Logging Semantic Skill Injection Decisions

The semantic-skills plugin has been running for about a day now, pre-loading skills into the user message at the gateway level. It uses a cosine similarity threshold of 0.30 to decide whether to inject a skill. Above threshold? Skill gets inlined. Below? Falls through to the search_skills tool.
The question is: is 0.30 the right number?

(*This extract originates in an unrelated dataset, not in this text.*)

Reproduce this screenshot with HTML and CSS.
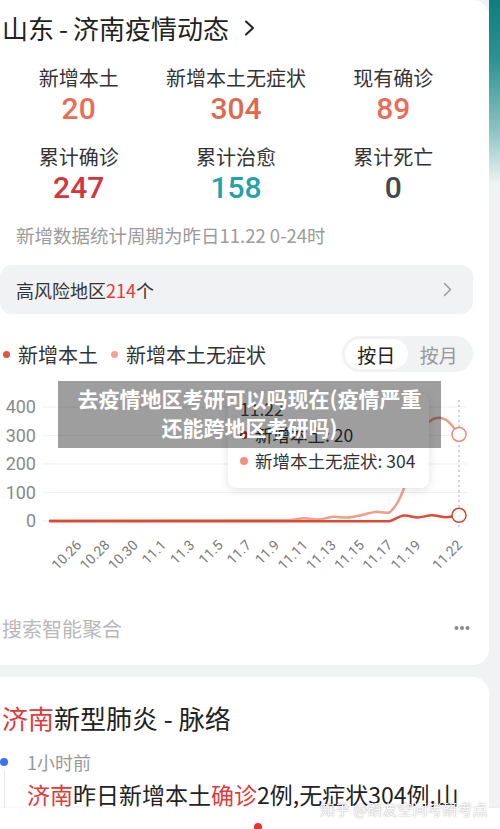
FILE: index.html
```html
<!DOCTYPE html>
<html lang="zh-CN">
<head>
<meta charset="utf-8">
<title>山东-济南疫情动态</title>
<link rel="stylesheet" href="styles.css">
</head>
<body>
<div class="page">
  <main class="feed">
    <section class="card card-stats">
      <h1 class="title">山东<span class="dash">-</span>济南疫情动态<svg class="title-chev" width="11" height="16" viewBox="0 0 11 16"><path d="M2 1.5 L9 8 L2 14.5" fill="none" stroke="#222" stroke-width="2" stroke-linecap="round" stroke-linejoin="round"/></svg></h1>

      <div class="stats">
        <div class="stat"><div class="label">新增本土</div><div class="num c-salmon">20</div></div>
        <div class="stat"><div class="label">新增本土无症状</div><div class="num c-orange">304</div></div>
        <div class="stat"><div class="label">现有确诊</div><div class="num c-salmon">89</div></div>
        <div class="stat"><div class="label">累计确诊</div><div class="num c-red">247</div></div>
        <div class="stat"><div class="label">累计治愈</div><div class="num c-teal">158</div></div>
        <div class="stat"><div class="label">累计死亡</div><div class="num c-dark">0</div></div>
      </div>

      <p class="note">新增数据统计周期为昨日11.22 0-24时</p>

      <div class="risk">
        <span>高风险地区<span class="red">214</span>个</span>
        <svg width="9" height="15" viewBox="0 0 9 15"><path d="M1.5 1.5 L7.5 7.5 L1.5 13.5" fill="none" stroke="#9a9a9a" stroke-width="1.5" stroke-linecap="round" stroke-linejoin="round"/></svg>
      </div>

      <div class="legend-row">
        <div class="legend">
          <span class="lg"><i class="ldot d-red"></i>新增本土</span>
          <span class="lg"><i class="ldot d-salmon"></i>新增本土无症状</span>
        </div>
        <div class="toggle"><span class="opt on">按日</span><span class="opt">按月</span></div>
      </div>

      <div class="chart">
        <svg class="chart-svg" width="489" height="228" viewBox="0 372 489 228">
          <g stroke="#efefef" stroke-width="1">
            <line x1="43" y1="407" x2="467" y2="407"/>
            <line x1="43" y1="435.5" x2="467" y2="435.5"/>
            <line x1="43" y1="464" x2="467" y2="464"/>
            <line x1="43" y1="492.5" x2="467" y2="492.5"/>
            <line x1="43" y1="521" x2="467" y2="521"/>
          </g>
          <g class="yl" text-anchor="end">
            <text x="36" y="413.4">400</text>
            <text x="36" y="441.9">300</text>
            <text x="36" y="470.4">200</text>
            <text x="36" y="498.9">100</text>
            <text x="36" y="527.4">0</text>
          </g>
          <line x1="459" y1="400" x2="459" y2="530" stroke="#a8a8a8" stroke-width="1" stroke-dasharray="2 3"/>
          <path d="M50 520.6 L290 520.1 C294.75 519.75 299.7 518.3 304.5 518.2 C309.3 518.1 313.95 519.85 318.7 519.6 C323.45 519.35 328.3 517 333 516.7 C337.7 516.37 342.3 517.83 347 517.6 C351.7 517.37 356.3 516.25 361 515.3 C365.7 514.35 370.3 512.37 375 511.9 C379.7 511.43 384.65 513.5 389.4 512.5 C394.15 508.8 398.8 501.95 403.5 489.6 C408.2 477.25 412.9 450 417.6 438.4 C422.3 426.77 427.1 422.9 431.8 419.8 C436.5 416.7 441.5 417.37 446 419.8 C450.5 422.2 456.8 431.97 459 434.4" fill="none" stroke="#f29c8a" stroke-width="2.5" stroke-linecap="round" stroke-linejoin="round"/>
          <path d="M50 521.2 L375 521.3 C379.7 521.3 384.65 521.4 389.4 521.2 C394.15 520.23 398.8 516.12 403.5 515.5 C408.2 514.88 412.9 517.53 417.6 517.5 C422.3 517.47 427.1 515.35 431.8 515.3 C436.5 515.25 441.5 517.2 446 517.2 C450.5 517.2 456.8 515.6 459 515.3" fill="none" stroke="#dc4b36" stroke-width="2.5" stroke-linecap="round" stroke-linejoin="round"/>
          <circle cx="459" cy="434.4" r="7" fill="#fff" stroke="#ef8b78" stroke-width="1.5"/>
          <circle cx="459" cy="515.3" r="7" fill="#fff" stroke="#d4452f" stroke-width="1.5"/>
          <g class="xl" text-anchor="end">
            <text x="82.3" y="546" transform="rotate(-45 82.3 546)">10.26</text>
            <text x="110.6" y="546" transform="rotate(-45 110.6 546)">10.28</text>
            <text x="138.8" y="546" transform="rotate(-45 138.8 546)">10.30</text>
            <text x="167.1" y="546" transform="rotate(-45 167.1 546)">11.1</text>
            <text x="195.4" y="546" transform="rotate(-45 195.4 546)">11.3</text>
            <text x="223.7" y="546" transform="rotate(-45 223.7 546)">11.5</text>
            <text x="252" y="546" transform="rotate(-45 252 546)">11.7</text>
            <text x="280.2" y="546" transform="rotate(-45 280.2 546)">11.9</text>
            <text x="308.5" y="546" transform="rotate(-45 308.5 546)">11.11</text>
            <text x="336.8" y="546" transform="rotate(-45 336.8 546)">11.13</text>
            <text x="365.1" y="546" transform="rotate(-45 365.1 546)">11.15</text>
            <text x="393.4" y="546" transform="rotate(-45 393.4 546)">11.17</text>
            <text x="421.6" y="546" transform="rotate(-45 421.6 546)">11.19</text>
            <text x="463" y="546" transform="rotate(-45 463 546)">11.22</text>
          </g>
        </svg>

        <div class="tooltip">
          <div class="tt-date">11.22</div>
          <div class="tt-row"><i class="tdot t-red"></i>新增本土: 20</div>
          <div class="tt-row"><i class="tdot t-salmon"></i>新增本土无症状: 304</div>
        </div>

        <div class="caption">去疫情地区考研可以吗现在(疫情严重<br>还能跨地区考研吗)</div>
      </div>

      <div class="agg">
        <span>搜索智能聚合</span>
        <svg class="more" width="16" height="6" viewBox="0 0 16 6"><circle cx="2.5" cy="3" r="2" fill="#8a8a8a"/><circle cx="8" cy="3" r="2" fill="#8a8a8a"/><circle cx="13.5" cy="3" r="2" fill="#8a8a8a"/></svg>
      </div>
    </section>

    <section class="card card-timeline">
      <h2 class="tl-title"><span class="red">济南</span>新型肺炎 - 脉络</h2>
      <div class="tl-item">
        <div class="rail"><i class="rail-dot"></i><i class="rail-line"></i></div>
        <div class="tl-body">
          <div class="tl-time">1小时前</div>
          <p class="tl-text"><span class="red">济南</span>昨日新增本土<span class="red">确诊</span>2例,无症状304例,山东省卫健委通报最新疫情情况</p>
        </div>
      </div>
    </section>
  </main>
  <aside class="side"></aside>
</div>

<div class="watermark">知乎 @研友空间考研考点</div>
<nav class="bottombar"><i class="nav-dot"></i></nav>
</body>
</html>
```

FILE: styles.css
```css
* { box-sizing: border-box; }

html, body {
  margin: 0;
  padding: 0;
}

body {
  background: #f1f2f4;
  font-family: "Noto Sans CJK SC", "Noto Sans", sans-serif;
  color: #222;
  height: 829px;
  overflow: hidden;
}

.page {
  display: flex;
  align-items: flex-start;
}

.feed {
  width: 489px;
  flex: none;
  display: flex;
  flex-direction: column;
  gap: 12px;
}

.side {
  flex: 1;
  height: 200px;
  background: linear-gradient(180deg, #0e7d7e 0%, #2f9292 30%, #8cc3c3 65%, #eef4f4 92%, #f1f2f4 100%);
}

.card {
  background: #fff;
  border-radius: 0 16px 16px 0;
}

.red { color: #e03a3a; }

/* ---------- stats card ---------- */
.card-stats {
  padding: 10px 0 23px 0;
}

.title {
  margin: 0 0 0 2px;
  font-size: 26px;
  line-height: 36px;
  font-weight: 400;
  color: #222;
  display: flex;
  align-items: center;
}

.title .dash { margin: 0 5px; }

.title-chev { margin-left: 15px; }

.stats {
  width: 472px;
  margin-top: 18px;
  display: grid;
  grid-template-columns: repeat(3, 1fr);
  row-gap: 17px;
}

.stat {
  display: flex;
  flex-direction: column;
  align-items: center;
}

.stat .label {
  font-size: 20px;
  line-height: 28px;
  color: #333;
}

.stat .num {
  font-family: Roboto, "Noto Sans", sans-serif;
  font-weight: 500;
  font-size: 30px;
  line-height: 34px;
}

.c-salmon { color: #eb6c57; }
.c-orange { color: #e1694a; }
.c-red { color: #d7333b; }
.c-teal { color: #21a3aa; }
.c-dark { color: #43484e; }

.note {
  margin: 17px 0 0 16px;
  font-size: 18.5px;
  line-height: 26px;
  color: #9b9b9b;
}

.risk {
  margin: 17px 16px 0 0;
  height: 49px;
  background: #f1f2f4;
  border-radius: 12px;
  padding: 0 21px 0 16px;
  display: flex;
  align-items: center;
  justify-content: space-between;
  font-size: 18px;
  color: #333;
}

.legend-row {
  margin: 22px 16px 0 0;
  height: 36px;
  display: flex;
  align-items: center;
  justify-content: space-between;
}

.legend {
  display: flex;
  align-items: center;
  gap: 13px;
  padding-left: 3px;
}

.lg {
  display: flex;
  align-items: center;
  gap: 8px;
  font-size: 20px;
  color: #333;
}

.ldot {
  width: 7px;
  height: 7px;
  border-radius: 50%;
}

.d-red { background: #e0553c; }
.d-salmon { background: #f4a192; }

.toggle {
  width: 131px;
  height: 36px;
  border-radius: 18px;
  background: #f1f2f4;
  padding: 3px;
  display: flex;
  align-items: center;
}

.opt {
  flex: 1;
  height: 30px;
  border-radius: 15px;
  display: flex;
  align-items: center;
  justify-content: center;
  font-size: 19px;
  color: #999;
}

.opt.on {
  background: #fff;
  color: #222;
}

/* ---------- chart ---------- */
.chart {
  position: relative;
  height: 228px;
}

.chart-svg { display: block; }

.yl text {
  font-family: Roboto, "Noto Sans", sans-serif;
  font-size: 18px;
  fill: #8a8a8a;
}

.xl text {
  font-family: Roboto, "Noto Sans", sans-serif;
  font-size: 14px;
  fill: #7a7a7a;
}

.tooltip {
  position: absolute;
  left: 228px;
  top: 21px;
  width: 201px;
  height: 95px;
  background: #fff;
  border-radius: 8px;
  box-shadow: 0 2px 10px rgba(0, 0, 0, 0.12);
  padding: 3px 0 0 12px;
  font-size: 17.5px;
  line-height: 26px;
  color: #333;
}

.tt-date { color: #444; }

.tt-row {
  display: flex;
  align-items: center;
  gap: 7px;
}

.tdot {
  width: 8px;
  height: 8px;
  border-radius: 50%;
}

.t-red { background: #b23a28; }
.t-salmon { background: #f2907f; }

.caption {
  position: absolute;
  left: 58px;
  top: 9px;
  width: 383px;
  height: 67px;
  padding-top: 3px;
  background: rgba(0, 0, 0, 0.38);
  color: #fff;
  font-weight: 700;
  font-size: 21px;
  line-height: 29px;
  text-align: center;
}

.agg {
  margin: 14px 19px 0 2px;
  height: 28px;
  display: flex;
  align-items: center;
  justify-content: space-between;
  font-size: 20px;
  color: #b8b8b8;
}

/* ---------- timeline card ---------- */
.card-timeline {
  padding: 24px 16px 40px 0;
  height: 260px;
}

.tl-title {
  margin: 0 0 0 2px;
  font-size: 26px;
  line-height: 34px;
  font-weight: 400;
  color: #222;
}

.tl-item {
  margin-top: 14px;
  display: grid;
  grid-template-columns: 27px minmax(0, 1fr);
}

.rail {
  display: flex;
  flex-direction: column;
  align-items: flex-start;
}

.rail-dot {
  margin-top: 9px;
  width: 8px;
  height: 8px;
  border-radius: 50%;
  background: #3d6ff0;
}

.rail-line {
  margin: 4px 0 0 3.5px;
  width: 1px;
  flex: 1;
  background: #e6e6e6;
}

.tl-time {
  font-size: 18px;
  line-height: 26px;
  color: #999;
}

.tl-text {
  margin: 3px 0 0 0;
  font-size: 23px;
  line-height: 32px;
  color: #222;
}

/* ---------- overlays ---------- */
.watermark {
  position: fixed;
  left: 320px;
  top: 799px;
  font-size: 15px;
  line-height: 20px;
  color: rgba(255, 255, 255, 0.92);
  text-shadow: 0 0 1.5px rgba(0, 0, 0, 0.45);
  z-index: 3;
}

.bottombar {
  position: fixed;
  left: 0;
  right: 0;
  bottom: 0;
  height: 21px;
  background: #fff;
  box-shadow: 0 -1px 2px rgba(0, 0, 0, 0.04);
  padding: 15px 0 0 254px;
  overflow: hidden;
  z-index: 2;
}

.nav-dot {
  display: block;
  width: 8px;
  height: 8px;
  border-radius: 50%;
  background: #f0302a;
}
```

No way to know without data. So we instrumented it.
What gets logged
Every message that hits the pre_gateway_dispatch hook now writes one row to a CSV:
| Field | What it tells us |
|-------|-----------------|
| top_score | Cosine similarity of the best match |
| top_skill | Which skill matched |
| injected | Did we inject it? (1/0) |
| skip_reason | Why we skipped — below_threshold, cached_duplicate, no_index, embed_fail |
| scores_top3 | Top 3 matches with scores, so we can see if runner-up skills would've been better |
The logger is fail-open — if the CSV write throws, the message still dispatches normally. Observability can never be a failure mode.
What we're looking for
After a day or two of data, three questions become answerable:
-
Threshold sweet spot. How many messages score between 0.20 and 0.30 (near-misses)? If there are a lot, the threshold is too high and we're making unnecessary
search_skillscalls. If injections routinely score above 0.50, we could raise the threshold and inject less often. -
Session dedup efficiency. How often does
cached_duplicatefire? This tells us whether the session-level cache (don't re-inject the same skill on follow-up turns) is doing meaningful work or just burning a dict lookup. -
Skill dominance. Which skills get injected most? If one skill dominates 60%+ of injections, we might want to special-case it — always inject it, or never inject it, or give it a different threshold.
The analysis script
python3 ~/.hermes/plugins/semantic-skills/scripts/analyze_injections.py
Prints injection rate, score distribution, top injected skills, below-threshold near-misses, and cache-hit avoidance stats. Designed to be piped into a cron report or eyeballed manually.
Why this matters
The difference between a 0.25 and 0.35 threshold could be hundreds of unnecessary search_skills tool calls per week — each one costing ~200 tokens and ~1 second of latency. But setting the threshold too low means injecting irrelevant skills that bloat the prompt and confuse the agent.
The injection log lives at ~/.hermes/plugins/semantic-skills/injection_log.csv. The analysis script is in the same directory under scripts/.